E qui mi sa che Ro ha ragione a stranirsi quando avverte una frattura tra la vita, il pensiero e il linguaggio poetico. Tuttavia credo che si possa scrivere solo di quello che si conosce. E una poesia non può dover essere. (Anche se io penso che non si conosca solo per accumulo di informazioni ma anche per appercezione emotiva, per immaginazione/deduzione antropologica, …
Sulla critica pure ci sarebbe da dire ma… magari domani a commento del nuovo post.
@ Marcella
confesso di avere letto più volte questa tua poesia nel tentativo di sincerarmi (sincerare a me stesso) che non sia l’ennesima poesia SU qualcosa, su fatti che si ritiene debbano riguardare tutti, com’è tipico della poesia sociale o politica, tanto votata al NOI da non saper vedere quanto l’area di riferimento ideologico si sia da tempo svuotata. E con chi si sta parlando, dunque, e perché? Poi alcuni commenti mi hanno aiutato, particolarmente i tuoi, Marcella, quando spieghi di quella terribile innocenza, che è tema universale, nel senso che va oltre il drammatico episodio di cui tratta. Resta dunque, sì, una poesia sociale di forte denuncia, che vorrebbe scuotere, ma si preoccupa di entrare in un dilemma esistenziale: pone una domanda, e questo a me pare più importante che cercare consenso e solidarietà. Stilisticamente riuscita (ne hanno già parlato ampiamente Salzarulo, Simonitto e Monti), soprattutto per il fatto che, a mio avviso, riesce a districarsi in un mare di significati senza che se ne senta la fatica, fatta eccezione per quel “in restituzione di ruolo” che la fatica la fa fare a me. Ma quell’Innocenti, così ben individuato, andava scritto. Complimenti.
Caro Mayoor,
la tua sensibile antenna di poeta ha colto il punto (tra i pochissimi in questo testo) che più mi ha lasciato in dubbio nella resa in parole di quanto volevo significare.
Sento l’esigenza di farmi anche capire quando scrivo versi, pur rispettando la mia soggettività espressiva. Lì la frase che, per motivi di ritmo (il testo aveva un fine-verso differente), mi veniva alle dita era “in resa di ruolo”, giacché il termine resa non mi significa solo restituzione (all’uomo del suo ruolo di padre-padrone) ma anche l’arrendersi (di un suo ruolo paterno sul versante emotivo). Temevo però che tutto ciò non sarebbe stato inteso (che in resa di ruolo non avrebbe restituito nemmeno uno dei due significati che per me erano chiari).
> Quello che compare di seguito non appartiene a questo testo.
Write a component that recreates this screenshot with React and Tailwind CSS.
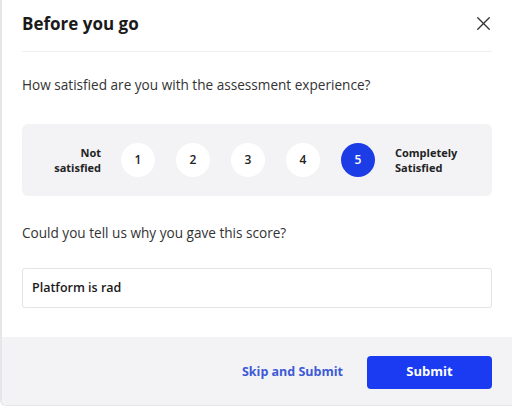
import { X } from "lucide-react";

export default function App() {
  const scores = [1, 2, 3, 4, 5];
  const selected = 5;

  return (
    <div
      className="w-[512px] h-[407px] overflow-hidden bg-white"
      style={{ fontFamily: '"Open Sans", sans-serif' }}
    >
      <div className="h-[406px] flex flex-col border-l-2 border-b border-[#e6e6ea] rounded-bl-md bg-white text-[#222]">
        {/* Header */}
        <div className="mx-[20px] h-[52px] flex items-center justify-between border-b border-[#efeff2]">
          <h2 className="text-[17px] font-bold text-[#1a1a1a] leading-none mt-[-4px]">Before you go</h2>
          <button type="button" className="mr-[-3px] mt-[-4px] text-[#333]">
            <X size={23} strokeWidth={1.4} />
          </button>
        </div>

        {/* Body */}
        <div className="px-[20px] flex-1">
          <p className="mt-[23px] text-[13.6px] text-[#333] leading-5">
            How satisfied are you with the assessment experience?
          </p>

          <div className="mt-[29px] h-[72px] rounded-md bg-[#f3f3f6] flex items-center justify-center gap-[20px]">
            <div className="w-[62px] text-right text-[11px] font-bold leading-[15px] text-[#222]">
              Not<br />satisfied
            </div>
            <div className="flex gap-[21px]">
              {scores.map((n) => (
                <div
                  key={n}
                  className={`w-[34px] h-[34px] rounded-full flex items-center justify-center text-[12px] font-semibold ${
                    n === selected ? "bg-[#1c3de6] text-white" : "bg-white text-[#222]"
                  }`}
                >
                  {n}
                </div>
              ))}
            </div>
            <div className="w-[80px] text-left text-[11px] font-bold leading-[15px] text-[#222]">
              Completely<br />Satisfied
            </div>
          </div>

          <p className="mt-[27px] text-[13.6px] text-[#333] leading-5">
            Could you tell us why you gave this score?
          </p>

          <div className="mt-[25px] h-[40px] border border-[#e4e4e8] rounded-[3px] flex items-center px-[9px]">
            <span className="text-[12.5px] font-semibold text-[#1a1a1a]">Platform is rad</span>
          </div>
        </div>

        {/* Footer */}
        <div className="h-[68px] bg-[#f3f3f6] rounded-bl-md flex items-center justify-end gap-[24px] pr-[20px] pt-[2px]">
          <button type="button" className="text-[12.5px] font-bold text-[#3c5ad6] ml-[2px]">
            Skip and Submit
          </button>
          <button
            type="button"
            className="w-[125px] h-[33px] rounded-[4px] bg-[#1a3bf2] text-white text-[13px] font-bold"
          >
            Submit
          </button>
        </div>
      </div>
    </div>
  );
}
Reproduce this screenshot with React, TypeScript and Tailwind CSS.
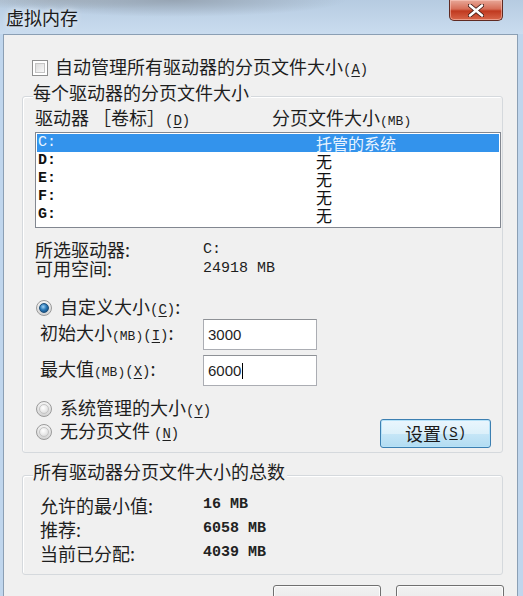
import React from "react";

const cjk = { fontFamily: '"Noto Sans CJK SC", "Noto Sans", sans-serif' };
const mono = { fontFamily: '"Liberation Mono", "DejaVu Sans Mono", monospace' };

function Mn({ c }: { c: string }) {
  return (
    <span className="text-[14px]" style={mono}>
      (<span className="underline underline-offset-2">{c}</span>)
    </span>
  );
}

function Radio({ on }: { on?: boolean }) {
  return (
    <span className="w-[16px] h-[16px] rounded-full shrink-0 flex items-center justify-center border border-[#9a9a9a] bg-[linear-gradient(180deg,#f4f4f4,#d4d4d4)]">
      <span
        className={
          on
            ? "w-[10px] h-[10px] rounded-full bg-[radial-gradient(circle_at_40%_35%,#9fd3f5_0%,#2a78b8_45%,#0d3f6b_100%)] border border-[#1d4f7a]"
            : "w-[10px] h-[10px] rounded-full bg-[radial-gradient(circle_at_40%_35%,#ffffff_0%,#e6e6e6_60%,#cfcfcf_100%)] border border-[#c4c4c4]"
        }
      />
    </span>
  );
}

function Win7Button() {
  return (
    <div className="w-[108px] h-[29px] rounded-[3px] border border-[#707070] shadow-[inset_0_0_0_1px_#fcfcfc] bg-[linear-gradient(180deg,#f2f2f2_0%,#ebebeb_50%,#dddddd_51%,#cfcfcf_100%)]" />
  );
}

export default function App() {
  const drives = [
    { d: "C:", v: "托管的系统", sel: true },
    { d: "D:", v: "无" },
    { d: "E:", v: "无" },
    { d: "F:", v: "无" },
    { d: "G:", v: "无" },
  ];
  return (
    <div
      className="w-[523px] h-[596px] overflow-hidden flex flex-col bg-[#c0d6ed] text-[#1e1e1e]"
      style={cjk}
    >
      {/* Title bar */}
      <div className="h-[34px] shrink-0 flex items-start justify-between bg-[radial-gradient(ellipse_at_33%_0%,#97a5b4_0%,rgba(151,165,180,0)_35%),radial-gradient(ellipse_at_12%_0%,#a9b6c3_0%,rgba(169,182,195,0)_20%),linear-gradient(180deg,#b6cbe1_0%,#cadcef_100%)]">
        <div className="pl-[6px] pt-[6px] text-[18px] leading-[22px] text-[#1b1b1b] [text-shadow:0_0_6px_#ffffff]">
          虚拟内存
        </div>
        <div className="mr-[20px] w-[54px] h-[21px] rounded-b-[5px] border border-t-0 border-[#5f2a22] flex items-center justify-center bg-[linear-gradient(180deg,#e8a898_0%,#d66d57_45%,#c0391f_55%,#d8664a_100%)] shadow-[inset_0_0_0_1px_rgba(255,210,200,0.5)]">
          <svg width="16" height="13" viewBox="0 0 16 13">
            <path
              d="M2 1.5 L14 11.5 M14 1.5 L2 11.5"
              stroke="#3b1510"
              strokeWidth="4.2"
              strokeLinecap="round"
            />
            <path
              d="M2 1.5 L14 11.5 M14 1.5 L2 11.5"
              stroke="#ffffff"
              strokeWidth="2.6"
              strokeLinecap="round"
            />
          </svg>
        </div>
      </div>

      {/* Panel */}
      <div className="flex-1 pl-[3px] pr-[5px] flex">
        <div className="flex-1 border border-b-0 border-[#8b9fb4] bg-[#f0f0f0] flex flex-col">
          {/* Checkbox row */}
          <div className="mt-[22px] ml-[28px] h-[22px] flex items-center gap-[7px] text-[18px] leading-[22px]">
            <span className="w-[16px] h-[16px] border border-[#8e8f8f] bg-white p-[2px]">
              <span className="block w-full h-full border border-[#c4c4c4] bg-[linear-gradient(135deg,#dcdcdc,#f8f8f8)]" />
            </span>
            <span>
              自动管理所有驱动器的分页文件大小<Mn c="A" />
            </span>
          </div>

          {/* Group 1 */}
          <div className="mt-[17px] ml-[18px] w-[481px] border border-[#d5d9dd] rounded-[3px] shadow-[inset_1px_1px_0_#ffffff] flex flex-col pb-[4px]">
            <div className="-mt-[16px] ml-[10px] w-fit pr-[2px] bg-[#f0f0f0] text-[18px] leading-[22px]">
              每个驱动器的分页文件大小
            </div>
            <div className="mt-[3px] pl-[12px] h-[22px] flex text-[18px] leading-[22px]">
              <div className="w-[237px]">
                驱动器 ［卷标］<Mn c="D" />
              </div>
              <div>
                分页文件大小<span className="text-[13px]" style={mono}>(MB)</span>
              </div>
            </div>
            <div className="mt-[4px] ml-[12px] w-[466px] h-[96px] border border-[#828790] bg-white p-[1px]">
              {drives.map((r) => (
                <div
                  key={r.d}
                  className={
                    "h-[18px] flex items-center text-[16px] leading-[18px] " +
                    (r.sel ? "bg-[#3393ec] text-[#e8f3ff]" : "text-[#111]")
                  }
                >
                  <div
                    className={"w-[279px] pl-[1px] text-[15px] " + (r.sel ? "" : "font-bold")}
                    style={mono}
                  >
                    {r.d}
                  </div>
                  <div className="leading-[18px]">{r.v}</div>
                </div>
              ))}
            </div>

            <div className="mt-[12px] pl-[12px] flex flex-col text-[18px] leading-[19px]">
              <div className="flex">
                <div className="w-[168px]">所选驱动器:</div>
                <div className="text-[15px]" style={mono}>C:</div>
              </div>
              <div className="flex">
                <div className="w-[168px]">可用空间:</div>
                <div className="text-[15px]" style={mono}>24918 MB</div>
              </div>
            </div>

            <div className="mt-[19px] pl-[13px] h-[22px] flex items-center gap-[8px] text-[18px] leading-[22px]">
              <Radio on />
              <span>
                自定义大小<Mn c="C" />:
              </span>
            </div>

            <div className="pl-[17px] h-[31px] flex items-center text-[18px] leading-[22px]">
              <div className="w-[163px]">
                初始大小<span className="text-[13px]" style={mono}>(MB)</span>
                <Mn c="I" />:
              </div>
              <div
                className="w-[114px] h-[31px] border border-[#abadb3] border-t-[#8e9196] bg-white flex items-center pl-[4px] text-[15px]"
                style={{ fontFamily: '"Liberation Sans", Arial, sans-serif' }}
              >
                3000
              </div>
            </div>
            <div className="mt-[5px] pl-[17px] h-[31px] flex items-center text-[18px] leading-[22px]">
              <div className="w-[163px]">
                最大值<span className="text-[13px]" style={mono}>(MB)</span>
                <Mn c="X" />:
              </div>
              <div
                className="w-[114px] h-[31px] border border-[#abadb3] border-t-[#8e9196] bg-white flex items-center pl-[4px] text-[15px]"
                style={{ fontFamily: '"Liberation Sans", Arial, sans-serif' }}
              >
                6000<span className="ml-[1px] w-[1px] h-[16px] bg-black" />
              </div>
            </div>

            <div className="mt-[12px] pl-[13px] pr-[11px] flex">
              <div className="flex flex-col text-[18px] leading-[22px]">
                <div className="h-[22px] flex items-center gap-[8px]">
                  <Radio />
                  <span>
                    系统管理的大小<Mn c="Y" />
                  </span>
                </div>
                <div className="h-[24px] flex items-center gap-[8px]">
                  <Radio />
                  <span>
                    无分页文件 <Mn c="N" />
                  </span>
                </div>
              </div>
              <div className="ml-auto mt-[21px]">
                <div className="w-[111px] h-[29px] rounded-[3px] flex items-center justify-center text-[18px] text-[#1a1a1a] border border-[#3c7fb1] shadow-[inset_0_0_0_1px_#b6e2f8] bg-[linear-gradient(180deg,#eaf6fd_0%,#dcf0fa_50%,#c6e6f7_51%,#b2dcf2_100%)]">
                  设置<Mn c="S" />
                </div>
              </div>
            </div>
          </div>

          {/* Group 2 */}
          <div className="mt-[22px] ml-[18px] w-[481px] border border-[#d5d9dd] rounded-[3px] shadow-[inset_1px_1px_0_#ffffff] flex flex-col pb-[9px]">
            <div className="-mt-[16px] ml-[10px] w-fit pr-[2px] bg-[#f0f0f0] text-[18px] leading-[22px]">
              所有驱动器分页文件大小的总数
            </div>
            <div className="mt-[11px] pl-[17px] flex flex-col text-[18px] leading-[24px]">
              {[
                ["允许的最小值:", "16 MB"],
                ["推荐:", "6058 MB"],
                ["当前已分配:", "4039 MB"],
              ].map(([k, v]) => (
                <div key={k} className="flex h-[24px] items-center">
                  <div className="w-[163px]">{k}</div>
                  <div className="text-[15px] font-bold text-[#222]" style={mono}>
                    {v}
                  </div>
                </div>
              ))}
            </div>
          </div>

          {/* Bottom buttons (cut off by the screenshot edge) */}
          <div className="mt-[10px] mr-[13px] flex justify-end gap-[15px]">
            <Win7Button />
            <Win7Button />
          </div>
        </div>
      </div>
    </div>
  );
}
Quindi ho preferito dare più spazio all’esigenza di far capire, ridurmi ad uno solo dei significati, modificare il fine-verso e usare restituzione, termine per il quale sentivo comunque una ‘fatica’ della frase. Proprio come hai sentito tu. Devo dire che me ne pento, però. Perché evidentemente la mia scelta linguistica non rende in modo chiaro nemmeno uno dei significati voluti. E dunque, difficoltà per difficoltà, forse era meglio dare spazio alla mia soggettività interpretativa. A parziale giustificazione posso dire che questa è una prima redazione e magari rileggendo a distanza di tempo …
Grazie della tua lettura.
Bravo Mayoor e brava Marcella in questa ri-analisi del processo poetico.
Adesso, ri-leggendo, mi accorgo quanto il termine “restituzione” non solo non rende la duplicità dell’intendimento di Marcella, ma è anche ‘cacofonico’.
Forse l’eccessivo bisogno di chiarezza, o la paura di abbandonarci, a volte ci distoglie da quell’intuito immediato e soggettivo che ci mette ‘in penna’ la parola giusta.
Grazie.
R.S.
… la ‘cacofonia’ non la colgo ma certo quel in restituzione di ruolo rimane un nodo non risolto. Anche perché con in resa di ruolo (o, poi, restituzione) volevo intendere che quel macabro rituale costringeva entrambi nel proprio ruolo codificato da cultura e istituzioni (e qui sta anche il motivo per cui ho scelto di usare quello, non un termine più specifico, ad indicare chi fa di lei animale da macello).
A questo punto dell’elaborazione del testo quei versi mi si offrono così (ma non so ancora se accettare l’offerta):
…
chiusa in un abito bello che ti si fa sudario
nella tomba già scavata dove
arresi al ruolo ti ha trascinata quello che può
farti animale da macello
…
Mayoor, se li avessi letti così avresti sentito la stessa ‘fatica’?